____ EXERCISE DATA

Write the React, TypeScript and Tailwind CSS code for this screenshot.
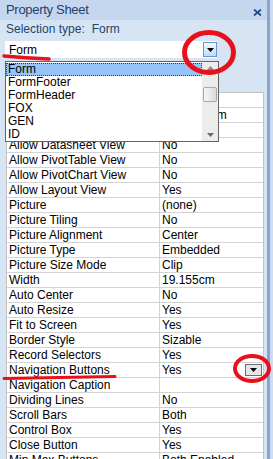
import React from 'react';

const rows: [string, string][] = [
  ['Caption', ''],
  ['Default View', 'Single Form'],
  ['Allow Form View', 'Yes'],
  ['Allow Datasheet View', 'No'],
  ['Allow PivotTable View', 'No'],
  ['Allow PivotChart View', 'No'],
  ['Allow Layout View', 'Yes'],
  ['Picture', '(none)'],
  ['Picture Tiling', 'No'],
  ['Picture Alignment', 'Center'],
  ['Picture Type', 'Embedded'],
  ['Picture Size Mode', 'Clip'],
  ['Width', '19.155cm'],
  ['Auto Center', 'No'],
  ['Auto Resize', 'Yes'],
  ['Fit to Screen', 'Yes'],
  ['Border Style', 'Sizable'],
  ['Record Selectors', 'Yes'],
  ['Navigation Buttons', 'Yes'],
  ['Navigation Caption', ''],
  ['Dividing Lines', 'No'],
  ['Scroll Bars', 'Both'],
  ['Control Box', 'Yes'],
  ['Close Button', 'Yes'],
  ['Min Max Buttons', 'Both Enabled'],
];

const items = ['Form', 'FormFooter', 'FormHeader', 'FOX', 'GEN', 'ID'];

const Arrow = ({ color = '#000' }: { color?: string }) => (
  <svg width="7" height="4" viewBox="0 0 7 4">
    <path d="M0 0H7L3.5 4Z" fill={color} />
  </svg>
);

const App = () => {
  return (
    <div className="relative w-[273px] h-[459px] overflow-hidden flex bg-[#d6e4f4] font-['Liberation_Sans',Arial,sans-serif] text-[12px] text-black">
      <div className="w-[267px] flex flex-col">
        {/* Title bar */}
        <div className="h-[20px] shrink-0 bg-[#c4d7ee] flex items-center justify-between pl-[6px] pr-[5px] text-[13px] text-[#1e3f6f]">
          <span className="tracking-[-0.3px]">Property Sheet</span>
          <svg width="9" height="7" viewBox="0 0 9 7" className="mt-[4px]">
            <path d="M1 0.5L8 6.5M8 0.5L1 6.5" stroke="#1d4c8c" strokeWidth="1.8" />
          </svg>
        </div>

        {/* Selection type */}
        <div className="h-[15px] shrink-0 mt-[1px] flex items-center pl-[6px] text-[#24446e]">
          <span>Selection type:</span>
          <span className="ml-[7px]">Form</span>
        </div>

        {/* Combo */}
        <div className="shrink-0 mt-[5px] ml-[5px] w-[212px] h-[17px] bg-white flex items-center">
          <span className="flex-1 pl-[4px]">Form</span>
          <div className="w-[14px] h-[15px] border border-[#6c94c5] bg-gradient-to-b from-[#f4faff] to-[#bcdcf8] flex items-center justify-center">
            <Arrow />
          </div>
        </div>

        {/* Tab strip (hidden behind list) */}
        <div className="h-[34px] shrink-0" />

        {/* Property grid */}
        <div className="ml-[6px] w-[258px] border-l border-r border-t border-[#c3c3c3] bg-white">
          {rows.map(([name, value]) => (
            <div key={name} className="flex h-[15px] border-b border-[#d3d3d3] leading-[14px]">
              <div className="w-[153px] shrink-0 border-r border-[#d3d3d3] pl-[2px] whitespace-nowrap overflow-hidden">
                {name}
              </div>
              <div className="flex-1 pl-[2px] flex items-start justify-between whitespace-nowrap">
                <span>{value}</span>
                {name === 'Navigation Buttons' && (
                  <div className="mt-[1px] mr-[1px] w-[17px] h-[12px] border border-[#6f6f6f] bg-[#e6e6e6] flex items-center justify-center">
                    <Arrow />
                  </div>
                )}
              </div>
            </div>
          ))}
        </div>
      </div>
      <div className="w-[3px] bg-[#87a6cf]" />
      <div className="w-[3px] bg-[#cddcef]" />

      {/* Dropdown list */}
      <div className="absolute left-[5px] top-[61px] w-[214px] h-[81px] border border-[#646464] bg-white flex">
        <div className="flex-1 pt-[1px]">
          {items.map((it, i) => (
            <div
              key={it}
              className={
                i === 0
                  ? 'h-[13px] leading-[11px] pl-[1px] bg-[#94c4f8] border border-dotted border-[#3a3a3a]'
                  : 'h-[13px] leading-[13px] pl-[2px]'
              }
            >
              {it}
            </div>
          ))}
        </div>
        <div className="w-[16px] bg-[#ececec] flex flex-col items-center">
          <div className="h-[13px] flex items-center justify-center rotate-180">
            <Arrow color="#8a8a8a" />
          </div>
          <div className="mt-[12px] w-[14px] h-[15px] border border-[#a9a9a9] rounded-[2px] bg-gradient-to-r from-[#f6f6f6] to-[#dcdcdc]" />
          <div className="flex-1" />
          <div className="h-[13px] flex items-center justify-center">
            <Arrow color="#6a6a6a" />
          </div>
        </div>
      </div>

      {/* Red annotations */}
      <svg className="absolute inset-0 pointer-events-none" width="273" height="459" viewBox="0 0 273 459">
        <ellipse cx="209" cy="52.5" rx="24.5" ry="20" fill="none" stroke="#e8101a" strokeWidth="5" />
        <path d="M4 56Q26 58 49 59" fill="none" stroke="#e8101a" strokeWidth="3.5" strokeLinecap="round" />
        <ellipse cx="252" cy="368.5" rx="17" ry="12.5" fill="none" stroke="#e8101a" strokeWidth="4" />
        <path d="M4 378.5L115 376.5" fill="none" stroke="#e8101a" strokeWidth="3" strokeLinecap="round" />
      </svg>
    </div>
  );
};

export default App;
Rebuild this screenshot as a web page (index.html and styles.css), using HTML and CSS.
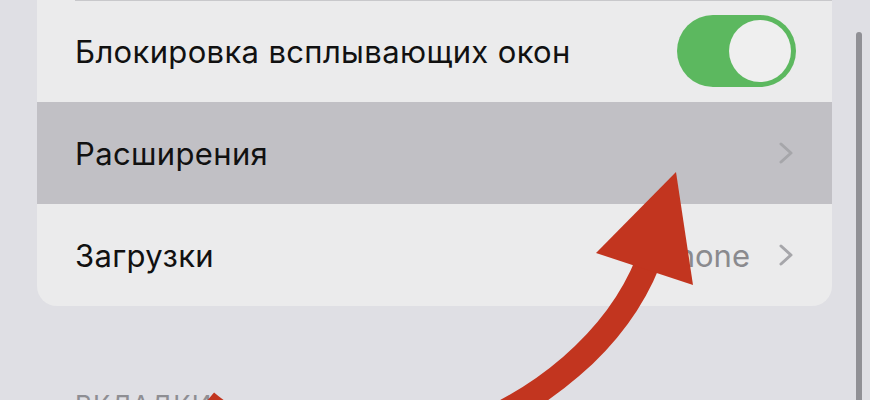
FILE: index.html
```html
<!DOCTYPE html>
<html>
<head>
    <title>Safari</title>
    <link rel="stylesheet" href="styles.css">
</head>
<body>
    <div class="settings">
        <div class="group">
            <div class="row first">
                <span class="label">Блокировка всплывающих окон</span>
                <div class="switch on"><div class="knob"></div></div>
            </div>
            <div class="row pressed">
                <span class="label">Расширения</span>
                <svg class="chevron" viewBox="0 0 14 22"><polyline points="2,2 12,11 2,20"/></svg>
            </div>
            <div class="row">
                <span class="label">Загрузки</span>
                <span class="value">iPhone</span>
                <svg class="chevron" viewBox="0 0 14 22"><polyline points="2,2 12,11 2,20"/></svg>
            </div>
        </div>
        <div class="section-title">ВКЛАДКИ</div>
    </div>

    <div class="scroll-indicator"></div>

    <!-- hand-drawn pointer to the extensions row -->
    <svg class="pointer" viewBox="0 0 870 400">
        <path d="M 206 402 C 340 515, 585 420, 648 262" />
        <polygon points="676,172 596,253 693,285" />
    </svg>
</body>
</html>
```

FILE: styles.css
```css
body {
    margin: 0;
    height: 400px;
    overflow: hidden;
    background: #dfdfe4;
    font-family: Inter, "Noto Sans", sans-serif;
    color: #111;
}

.settings {
    padding: 0 38px 0 37px;
}

.group {
    background: #ebebec;
    border-radius: 0 0 20px 20px;
    overflow: hidden;
}

.row {
    position: relative;
    display: flex;
    align-items: center;
    height: 102px;
    padding: 0 36px 0 38px;
}

.row.first::before {
    content: "";
    position: absolute;
    top: 0;
    left: 38px;
    right: 0;
    height: 1px;
    background: #c8c8cb;
}

.row.pressed {
    background: #c1c0c5;
}

.label {
    flex: 1;
    font-size: 31px;
    letter-spacing: 0.35px;
}

.value {
    font-size: 31px;
    color: #8a8a8e;
    margin-right: 29px;
}

.chevron {
    width: 14px;
    height: 22px;
    margin-right: 3px;
    fill: none;
    stroke: #a6a6aa;
    stroke-width: 3;
    stroke-linecap: round;
    stroke-linejoin: round;
}

.switch {
    width: 119px;
    height: 72px;
    border-radius: 36px;
    background: #5cb85f;
    display: flex;
    align-items: center;
    justify-content: flex-end;
    padding: 0 5px;
    box-sizing: border-box;
}

.knob {
    width: 62px;
    height: 62px;
    border-radius: 50%;
    background: #efefef;
}

.section-title {
    padding: 84px 0 0 38px;
    font-size: 26px;
    line-height: 30px;
    color: #8e8e93;
    letter-spacing: 1px;
}

.scroll-indicator {
    position: absolute;
    left: 856px;
    top: 32px;
    width: 6px;
    height: 400px;
    border-radius: 3px;
    background: #909095;
}

.pointer {
    position: absolute;
    left: 0;
    top: 0;
    width: 870px;
    height: 400px;
    pointer-events: none;
}

.pointer path {
    fill: none;
    stroke: #c2351f;
    stroke-width: 25;
}

.pointer polygon {
    fill: #c2351f;
}
```
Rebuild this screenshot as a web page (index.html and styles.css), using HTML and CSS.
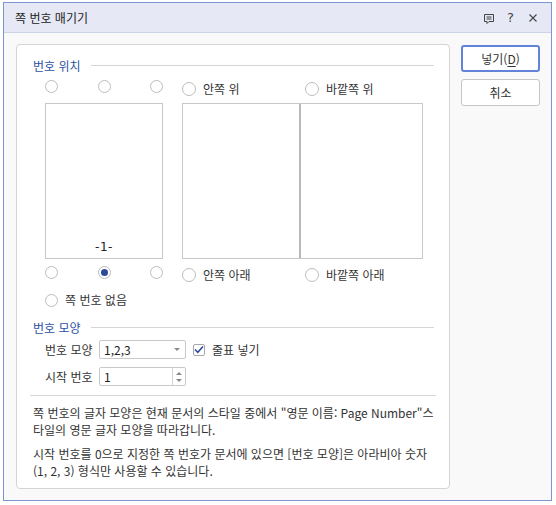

________

**TASK INSTRUCTIONS**:
Pictures are excluded: retype only the lines from the beginning of the listing above through the line with "import React from 'react';", both included.

**RESULT OF THIS EXERCISE**:
Write the React, TypeScript and Tailwind CSS code for this screenshot.
import React from 'react';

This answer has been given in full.